What is required:
Out of all the lines below, count those with the word "React". Give the number only.

Records supplied:
>>

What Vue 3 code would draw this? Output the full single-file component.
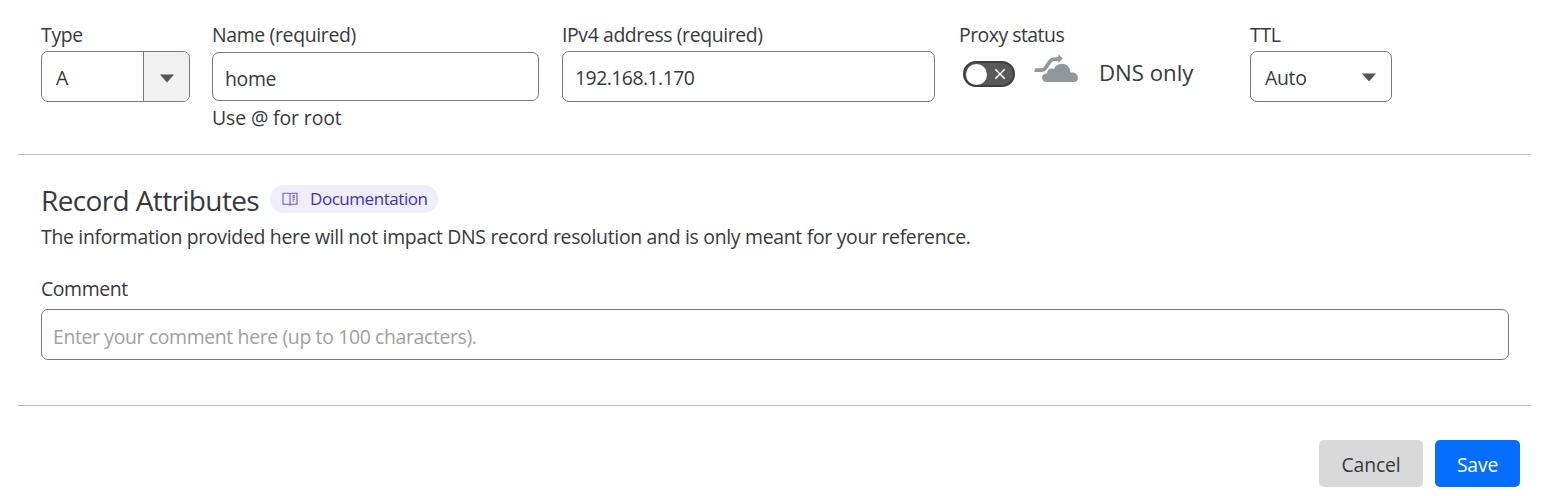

<<
>>

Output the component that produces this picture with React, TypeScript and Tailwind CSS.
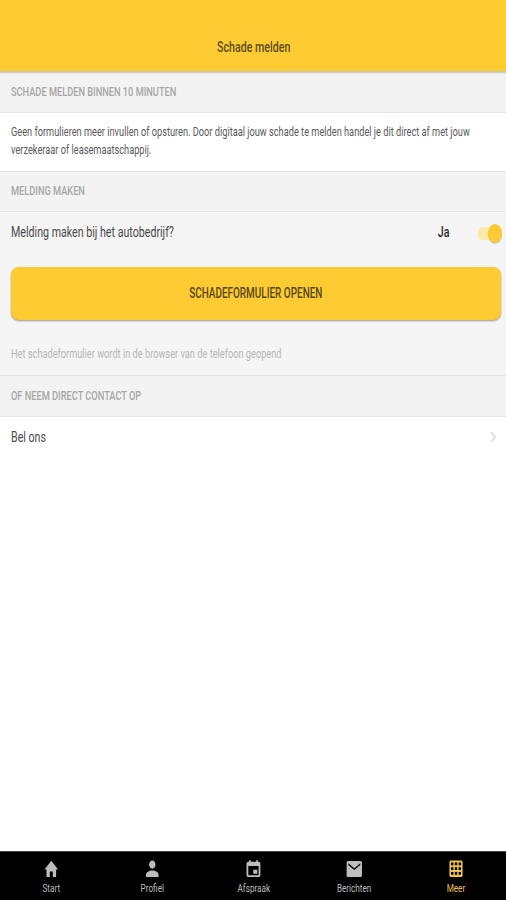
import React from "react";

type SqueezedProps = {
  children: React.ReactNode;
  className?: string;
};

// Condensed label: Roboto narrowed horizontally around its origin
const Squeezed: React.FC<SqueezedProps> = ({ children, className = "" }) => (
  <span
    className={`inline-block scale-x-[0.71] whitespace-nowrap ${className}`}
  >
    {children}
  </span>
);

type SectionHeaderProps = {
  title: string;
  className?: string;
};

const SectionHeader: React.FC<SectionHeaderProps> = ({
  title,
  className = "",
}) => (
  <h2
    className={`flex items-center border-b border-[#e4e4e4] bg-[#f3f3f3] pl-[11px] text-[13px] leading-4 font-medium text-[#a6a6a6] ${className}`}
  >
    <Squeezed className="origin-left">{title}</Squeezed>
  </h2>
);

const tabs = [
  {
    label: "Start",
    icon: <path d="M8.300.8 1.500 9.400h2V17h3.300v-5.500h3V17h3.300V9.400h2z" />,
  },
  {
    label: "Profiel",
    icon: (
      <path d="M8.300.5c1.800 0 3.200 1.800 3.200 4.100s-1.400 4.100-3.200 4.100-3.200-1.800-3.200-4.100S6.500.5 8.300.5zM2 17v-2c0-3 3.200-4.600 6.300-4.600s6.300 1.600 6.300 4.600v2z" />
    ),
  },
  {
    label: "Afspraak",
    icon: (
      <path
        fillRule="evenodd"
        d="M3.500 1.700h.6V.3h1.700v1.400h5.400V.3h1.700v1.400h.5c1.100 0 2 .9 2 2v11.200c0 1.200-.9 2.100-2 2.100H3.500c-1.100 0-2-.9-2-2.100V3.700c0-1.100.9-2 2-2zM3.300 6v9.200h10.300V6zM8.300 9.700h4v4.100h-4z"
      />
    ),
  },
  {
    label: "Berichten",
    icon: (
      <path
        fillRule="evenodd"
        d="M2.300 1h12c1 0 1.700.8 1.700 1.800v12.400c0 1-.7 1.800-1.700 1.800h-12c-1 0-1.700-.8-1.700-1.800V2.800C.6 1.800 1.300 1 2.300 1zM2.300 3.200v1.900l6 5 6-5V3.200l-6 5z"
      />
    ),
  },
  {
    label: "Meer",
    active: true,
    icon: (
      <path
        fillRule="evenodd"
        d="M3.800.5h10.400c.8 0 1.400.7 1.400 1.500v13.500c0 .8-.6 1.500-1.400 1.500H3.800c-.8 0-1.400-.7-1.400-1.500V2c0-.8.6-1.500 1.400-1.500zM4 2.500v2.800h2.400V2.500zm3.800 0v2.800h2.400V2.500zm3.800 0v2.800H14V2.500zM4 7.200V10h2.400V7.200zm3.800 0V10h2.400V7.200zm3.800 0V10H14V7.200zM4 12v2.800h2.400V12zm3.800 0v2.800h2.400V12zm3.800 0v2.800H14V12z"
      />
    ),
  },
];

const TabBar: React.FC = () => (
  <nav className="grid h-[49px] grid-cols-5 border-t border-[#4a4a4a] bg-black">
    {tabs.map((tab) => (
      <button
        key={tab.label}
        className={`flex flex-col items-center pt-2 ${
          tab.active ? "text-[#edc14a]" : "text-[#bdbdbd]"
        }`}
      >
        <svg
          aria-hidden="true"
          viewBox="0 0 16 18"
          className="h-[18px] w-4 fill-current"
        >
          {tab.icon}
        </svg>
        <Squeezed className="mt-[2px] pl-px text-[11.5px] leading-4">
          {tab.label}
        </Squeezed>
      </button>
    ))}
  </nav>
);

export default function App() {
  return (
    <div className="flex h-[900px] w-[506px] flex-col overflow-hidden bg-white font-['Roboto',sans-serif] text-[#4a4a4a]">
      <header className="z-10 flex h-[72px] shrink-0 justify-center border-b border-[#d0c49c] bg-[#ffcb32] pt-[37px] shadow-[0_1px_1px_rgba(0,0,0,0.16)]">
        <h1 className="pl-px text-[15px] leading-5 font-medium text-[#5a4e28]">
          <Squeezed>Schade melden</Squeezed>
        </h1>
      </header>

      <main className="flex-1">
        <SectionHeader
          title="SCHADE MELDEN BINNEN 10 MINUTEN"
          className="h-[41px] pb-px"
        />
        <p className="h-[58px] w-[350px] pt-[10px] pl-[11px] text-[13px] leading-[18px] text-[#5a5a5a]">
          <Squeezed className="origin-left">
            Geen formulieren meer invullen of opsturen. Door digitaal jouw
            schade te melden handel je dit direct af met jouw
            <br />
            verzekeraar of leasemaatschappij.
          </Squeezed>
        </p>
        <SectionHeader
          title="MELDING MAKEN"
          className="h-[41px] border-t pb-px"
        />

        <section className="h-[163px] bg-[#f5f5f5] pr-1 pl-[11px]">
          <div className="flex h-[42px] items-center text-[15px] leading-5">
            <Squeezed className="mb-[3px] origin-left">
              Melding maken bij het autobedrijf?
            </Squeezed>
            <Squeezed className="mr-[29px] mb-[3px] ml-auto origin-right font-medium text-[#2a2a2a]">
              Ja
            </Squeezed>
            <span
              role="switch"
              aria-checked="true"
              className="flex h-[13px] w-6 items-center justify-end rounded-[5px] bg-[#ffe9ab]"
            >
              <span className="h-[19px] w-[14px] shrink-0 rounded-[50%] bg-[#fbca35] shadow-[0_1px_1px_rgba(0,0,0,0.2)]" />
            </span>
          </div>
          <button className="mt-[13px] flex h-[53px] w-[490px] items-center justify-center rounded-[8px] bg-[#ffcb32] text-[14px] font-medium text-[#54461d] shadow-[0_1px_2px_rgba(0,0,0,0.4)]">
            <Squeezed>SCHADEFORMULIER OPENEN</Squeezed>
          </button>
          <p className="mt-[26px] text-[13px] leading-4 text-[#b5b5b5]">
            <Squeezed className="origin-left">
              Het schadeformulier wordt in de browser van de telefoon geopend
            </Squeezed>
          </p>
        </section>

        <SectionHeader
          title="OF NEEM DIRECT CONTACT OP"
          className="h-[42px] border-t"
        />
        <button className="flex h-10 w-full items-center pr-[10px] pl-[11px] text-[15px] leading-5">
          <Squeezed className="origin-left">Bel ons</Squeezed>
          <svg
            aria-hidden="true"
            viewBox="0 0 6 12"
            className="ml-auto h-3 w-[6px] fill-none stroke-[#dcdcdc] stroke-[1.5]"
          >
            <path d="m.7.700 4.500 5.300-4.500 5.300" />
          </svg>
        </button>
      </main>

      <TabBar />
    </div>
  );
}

<<

The output:
6